## Written instruction
Do not repeat pictures. Repeat exactly the lines of the listing below from its first line through the line with "import React from 'react';".

===

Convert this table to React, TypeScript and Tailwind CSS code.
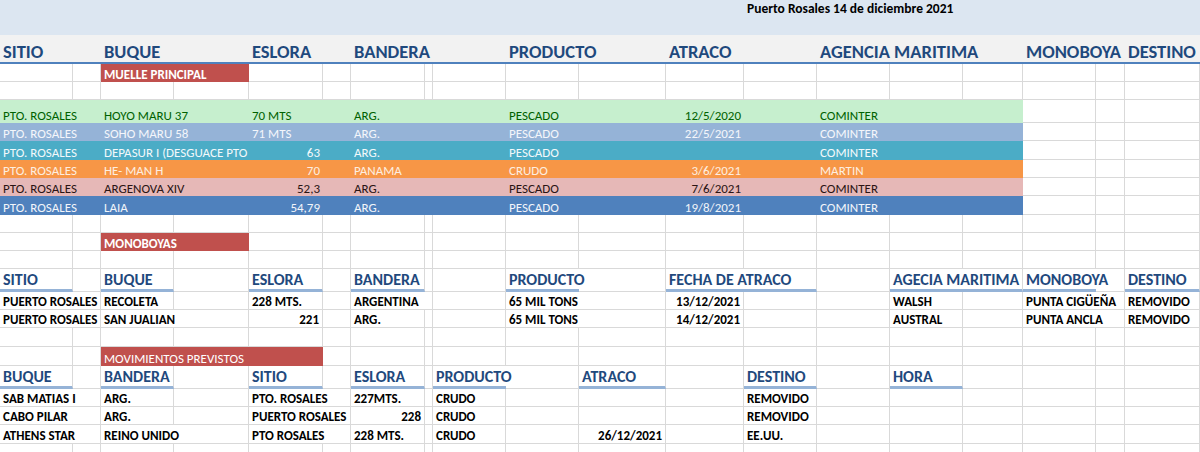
import React from 'react';

interface Cell {
    c: number; // columna inicial (1 = A)
    s?: number; // cuántas columnas ocupa
    t: string;
    cls?: string;
    r?: boolean; // alineado a la derecha
    u?: boolean; // subrayado del encabezado
    o?: boolean; // el texto desborda a la celda vecina
    bg?: string; // relleno propio (etiquetas rojas)
}

interface Row {
    h: string;
    cells: Cell[];
    fill?: string;
    fillTo?: number;
    lines?: boolean;
    text?: string;
    extra?: string;
}

const COLS =
    'grid grid-cols-[73px_28px_73px_75px_74px_28px_74px_8px_73px_73px_87px_78px_73px_73px_73px_60px_73px_29px_75px]';

const SPAN: { [n: number]: string } = {
    1: '',
    2: 'col-span-2',
    3: 'col-span-3',
    4: 'col-span-4',
    7: 'col-span-7',
};

const H1 = 'text-[18.5px] font-bold text-[#1f497d]';
const H2 = 'text-[16px] font-bold text-[#1f497d]';
const D = 'text-[13px]';
const B = 'text-[13px] font-bold text-black';
const RED = 'bg-[#c0504d] text-white text-[13px]';

const empty = (h: string): Row => ({ h, cells: [], lines: true });

const muelle = (bg: string, text: string, h: string, v: string[]): Row => ({
    h,
    fill: bg,
    fillTo: 16,
    lines: true,
    text,
    cells: [
        { c: 1, s: 2, t: v[0], cls: D },
        { c: 3, s: 2, t: v[1], cls: D },
        { c: 5, t: v[2], cls: D, r: v[3] === 'r' },
        { c: 7, t: v[4], cls: D },
        { c: 10, t: v[5], cls: D },
        { c: 12, t: v[6], cls: D, r: true },
        { c: 14, s: 2, t: v[7], cls: D },
    ],
});

const rows: Row[] = [
    {
        h: 'h-[16px]',
        fill: 'bg-[#dce6f1]',
        fillTo: 19,
        cells: [{ c: 13, s: 7, t: 'Puerto Rosales 14 de diciembre 2021', cls: 'text-[13.5px] font-bold text-black' }],
    },
    { h: 'h-[19px]', fill: 'bg-[#dce6f1]', fillTo: 19, cells: [] },
    {
        h: 'h-[29px]',
        fill: 'bg-[#f2f2f2]',
        fillTo: 19,
        extra: 'border-b-2 border-[#4f81bd]',
        cells: [
            { c: 1, s: 2, t: 'SITIO', cls: H1 },
            { c: 3, s: 2, t: 'BUQUE', cls: H1 },
            { c: 5, s: 2, t: 'ESLORA', cls: H1 },
            { c: 7, s: 3, t: 'BANDERA', cls: H1 },
            { c: 10, s: 2, t: 'PRODUCTO', cls: H1 },
            { c: 12, s: 2, t: 'ATRACO', cls: H1 },
            { c: 14, s: 3, t: 'AGENCIA MARITIMA', cls: H1 },
            { c: 17, s: 2, t: 'MONOBOYA', cls: H1 },
            { c: 19, t: 'DESTINO', cls: H1 },
        ],
    },
    { h: 'h-[18px]', lines: true, cells: [{ c: 3, s: 2, t: 'MUELLE PRINCIPAL', cls: 'font-bold', bg: RED }] },
    empty('h-[18px]'),
    muelle('bg-[#c6efce]', 'text-[#006100]', 'h-[23px]', [
        'PTO. ROSALES', 'HOYO MARU 37', '70 MTS', 'l', 'ARG.', 'PESCADO', '12/5/2020', 'COMINTER',
    ]),
    muelle('bg-[#95b3d7]', 'text-[#f4f6fb]', 'h-[18px]', [
        'PTO. ROSALES', 'SOHO MARU 58', '71 MTS', 'l', 'ARG.', 'PESCADO', '22/5/2021', 'COMINTER',
    ]),
    muelle('bg-[#4bacc6]', 'text-[#f2f9fb]', 'h-[19px]', [
        'PTO. ROSALES', 'DEPASUR I (DESGUACE PTO', '63', 'r', 'ARG.', 'PESCADO', '', 'COMINTER',
    ]),
    muelle('bg-[#f79646]', 'text-[#fdeee0]', 'h-[18px]', [
        'PTO. ROSALES', 'HE- MAN H', '70', 'r', 'PANAMA', 'CRUDO', '3/6/2021', 'MARTIN',
    ]),
    muelle('bg-[#e6b8b7]', 'text-[#2a1414]', 'h-[18px]', [
        'PTO. ROSALES', 'ARGENOVA XIV', '52,3', 'r', 'ARG.', 'PESCADO', '7/6/2021', 'COMINTER',
    ]),
    muelle('bg-[#4f81bd]', 'text-[#f2f5fa]', 'h-[19px]', [
        'PTO. ROSALES', 'LAIA', '54,79', 'r', 'ARG.', 'PESCADO', '19/8/2021', 'COMINTER',
    ]),
    empty('h-[18px]'),
    { h: 'h-[18px]', lines: true, cells: [{ c: 3, s: 2, t: 'MONOBOYAS', cls: 'font-bold', bg: RED }] },
    empty('h-[18px]'),
    {
        h: 'h-[23px]',
        lines: true,
        cells: [
            { c: 1, t: 'SITIO', cls: H2, u: true },
            { c: 3, t: 'BUQUE', cls: H2, u: true },
            { c: 5, t: 'ESLORA', cls: H2, u: true },
            { c: 7, t: 'BANDERA', cls: H2, u: true },
            { c: 10, t: 'PRODUCTO', cls: H2, u: true, o: true },
            { c: 12, s: 2, t: 'FECHA DE ATRACO', cls: H2, u: true },
            { c: 15, s: 2, t: 'AGECIA MARITIMA', cls: H2, u: true },
            { c: 17, t: 'MONOBOYA', cls: H2, u: true, o: true },
            { c: 19, t: 'DESTINO', cls: H2, u: true },
        ],
    },
    {
        h: 'h-[18px]',
        lines: true,
        cells: [
            { c: 1, s: 2, t: 'PUERTO ROSALES', cls: B },
            { c: 3, t: 'RECOLETA', cls: B },
            { c: 5, t: '228 MTS.', cls: B },
            { c: 7, s: 2, t: 'ARGENTINA', cls: B },
            { c: 10, s: 2, t: '65 MIL TONS', cls: B },
            { c: 12, t: '13/12/2021', cls: B, r: true },
            { c: 15, t: 'WALSH', cls: B },
            { c: 17, s: 2, t: 'PUNTA CIGÜEÑA', cls: B },
            { c: 19, t: 'REMOVIDO', cls: B },
        ],
    },
    {
        h: 'h-[18px]',
        lines: true,
        cells: [
            { c: 1, s: 2, t: 'PUERTO ROSALES', cls: B },
            { c: 3, s: 2, t: 'SAN JUALIAN', cls: B },
            { c: 5, t: '221', cls: B, r: true },
            { c: 7, t: 'ARG.', cls: B },
            { c: 10, s: 2, t: '65 MIL TONS', cls: B },
            { c: 12, t: '14/12/2021', cls: B, r: true },
            { c: 15, t: 'AUSTRAL', cls: B },
            { c: 17, s: 2, t: 'PUNTA ANCLA', cls: B },
            { c: 19, t: 'REMOVIDO', cls: B },
        ],
    },
    empty('h-[19px]'),
    { h: 'h-[19px]', lines: true, cells: [{ c: 3, s: 3, t: 'MOVIMIENTOS PREVISTOS', bg: RED }] },
    {
        h: 'h-[23px]',
        lines: true,
        cells: [
            { c: 1, t: 'BUQUE', cls: H2, u: true },
            { c: 3, t: 'BANDERA', cls: H2, u: true },
            { c: 5, t: 'SITIO', cls: H2, u: true },
            { c: 7, t: 'ESLORA', cls: H2, u: true },
            { c: 9, t: 'PRODUCTO', cls: H2, u: true, o: true },
            { c: 11, t: 'ATRACO', cls: H2, u: true },
            { c: 13, t: 'DESTINO', cls: H2, u: true },
            { c: 15, t: 'HORA', cls: H2, u: true },
        ],
    },
    {
        h: 'h-[18px]',
        lines: true,
        cells: [
            { c: 1, s: 2, t: 'SAB MATIAS I', cls: B },
            { c: 3, t: 'ARG.', cls: B },
            { c: 5, s: 2, t: 'PTO. ROSALES', cls: B },
            { c: 7, t: '227MTS.', cls: B },
            { c: 9, t: 'CRUDO', cls: B },
            { c: 13, t: 'REMOVIDO', cls: B },
        ],
    },
    {
        h: 'h-[18px]',
        lines: true,
        cells: [
            { c: 1, s: 2, t: 'CABO PILAR', cls: B },
            { c: 3, t: 'ARG.', cls: B },
            { c: 5, s: 2, t: 'PUERTO ROSALES', cls: B },
            { c: 7, t: '228', cls: B, r: true },
            { c: 9, t: 'CRUDO', cls: B },
            { c: 13, t: 'REMOVIDO', cls: B },
        ],
    },
    {
        h: 'h-[19px]',
        lines: true,
        cells: [
            { c: 1, s: 2, t: 'ATHENS STAR', cls: B },
            { c: 3, s: 2, t: 'REINO UNIDO', cls: B },
            { c: 5, s: 2, t: 'PTO ROSALES', cls: B },
            { c: 7, t: '228 MTS.', cls: B },
            { c: 9, t: 'CRUDO', cls: B },
            { c: 11, t: '26/12/2021', cls: B, r: true },
            { c: 13, t: 'EE.UU.', cls: B },
        ],
    },
    empty('h-[18px]'),
];

function SheetRow({ row }: { row: Row }) {
    const out: React.ReactNode[] = [];
    let col = 1;
    while (col <= 19) {
        const cell = row.cells.find((x) => x.c === col);
        const span = cell?.s ?? 1;
        const filled = row.fillTo ? col <= row.fillTo : false;
        let cls = 'flex items-end whitespace-nowrap px-[3px] pb-[1px] leading-none ' + SPAN[span];
        cls += cell?.o ? ' relative z-10 overflow-visible' : ' overflow-hidden';
        if (cell?.bg) cls += ' ' + cell.bg;
        else if (filled) cls += ' ' + row.fill;
        else if (row.lines) cls += cell?.o ? ' border-b border-[#d9d9d9]' : ' border-r border-b border-[#d9d9d9]';
        if (cell?.u) cls += ' border-b-[3px] border-b-[#95b3d7]';
        if (cell?.r) cls += ' justify-end';
        if (row.text) cls += ' ' + row.text;
        out.push(
            <div key={col} className={cls}>
                {cell ? <span className={cell.cls}>{cell.t}</span> : null}
            </div>
        );
        col += span;
    }
    return <div className={`${COLS} ${row.h} ${row.extra ?? ''}`}>{out}</div>;
}

export default function App() {
    return (
        <div className="w-[1200px] h-[452px] overflow-hidden bg-white font-['Carlito','Lato',sans-serif]">
            {rows.map((row, i) => (
                <SheetRow key={i} row={row} />
            ))}
        </div>
    );
}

===

## Result of this exercise
Convert this table to React, TypeScript and Tailwind CSS code.
import React from 'react';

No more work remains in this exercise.